Busted and Disgusted

People are talking about whether Rev. Randolph (Randy) Staten will run for his old seat representing North Minneapolis in the Minnesota House of Representatives. If he did, and won, he would become Minnesota’s version of former Washington mayor and convicted felon Marion Berry: a political player who went through a very public crash-and-burn, followed by a triumphant return to prominence. African-Americans are a forgiving group (just ask Bill Clinton), but would black Minnesotans re-elect a man who so publicly betrayed his community?

Staten was one of the first African-American recruits for the University of Minnesota’s football team in the early 1960s. After a cameo appearance in the National Football League, he returned to the Twin Cities and dabbled in Republican Party politics.

Then he found a home in the DFL and in 1980 became the state’s lone African-American legislator. Staten used his natural eloquence and visibility to push for programs to help his economically challenged district. Along the way, however, he made powerful enemies who were waiting to pounce on any misstep. Staten was soon tripping up all over the place. He faced criminal charges for writing eighty-two hundred dollars’ worth of bad checks to finance a drug habit. Then he was accused of filing late and incomplete campaign expense reports with the Minnesota Ethical Practices Board. After narrowly dodging expulsion, he became the first legislator in state history to be publicly censured. He eventually did jail time.

By the late 1980s, Staten found himself, in a phrase, “busted and disgusted.” He refused to fade off into oblivion, however, and instead took to heart advice from Broadway lyricist Dorothy Fields: “Pick yourself up. Dust yourself off. And start all over again.” Like other disgraced politicians before him, it was religion—more specifically, the black church—that provided a road map to redemption for Staten. He eventually became an ordained Baptist minister.

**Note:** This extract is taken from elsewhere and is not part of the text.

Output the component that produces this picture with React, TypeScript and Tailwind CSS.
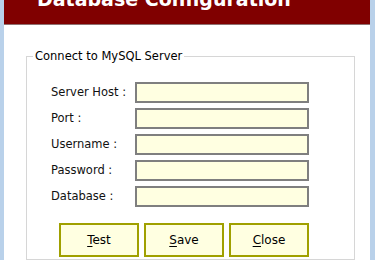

Since then, Rev. Staten has reconnected with many of the North Siders who once shunned him. He is now chairman of the Coalition of Black Churches and spokesman for the African American Leadership Summit. He led the successful fight to block David Jennings’ permanent appointment as superintendent of Minneapolis Public Schools. (Incidentally, Jennings, a former Republican speaker of the House, was one of Staten’s chief tormentors during his 1980s fall from grace.) The major local dailies regularly look to Staten for quotes, and even his detractors concede that he is extremely articulate and knows how to play a political crowd.

Booker Hodges believes that a run by the sixty-one-year-old Staten for his old House seat would be a huge mistake. “Randy’s time has passed,” said Hodges, who is a columnist for the Minneapolis Spokesman-Recorder and a member of the rising generation of North Minneapolis political leaders (he recently made an unsuccessful run for a seat on the Park Board). “It would open up a lot of old wounds. Many of us have not forgotten the shame he brought on our community. We need to bring up some young people—some new blood.” Hodges then went one step further. “Randy and the Coalition have follow-up problems, particularly on economic issues confronting our community. It’s easy to put up your hands, whoop and holler, and sing ‘We Shall Overcome.’ What has he done to help the brother in the street?”

There is no question that Staten has pulled off a Lazarus-like resurrection. Both Don Samuels and Natalie Johnson Lee courted his support in their battle for the Fifth Ward City Council seat. Certainly, one could understand why a Staten candidacy might appeal to some North Siders, especially those struggling to move past criminal convictions and/or overcome their own personal demons. However, while the number of those folks may be greater in House District 58B than other parts of the Twin Cities, they are still not the norm in that part of town. And, more important, they historically do not turn out in great numbers to vote.

Most of Staten’s past and future constituents are job-holding, tax-paying, drug-free, law-abiding citizens. Hodges is right—for many of these folks, the old wounds run very deep. They might be empathetic to Staten’s midlife religious conversion and be impressed with his political savvy, but still find it difficult to completely forgive him, or to trust him with one of the few reliably African-American seats in the Minnesota Legislature. Getting the solid core of 58B to give him another chance is probably a political miracle that even the resilient and charismatic Rev. Staten would be hard-pressed to pull off.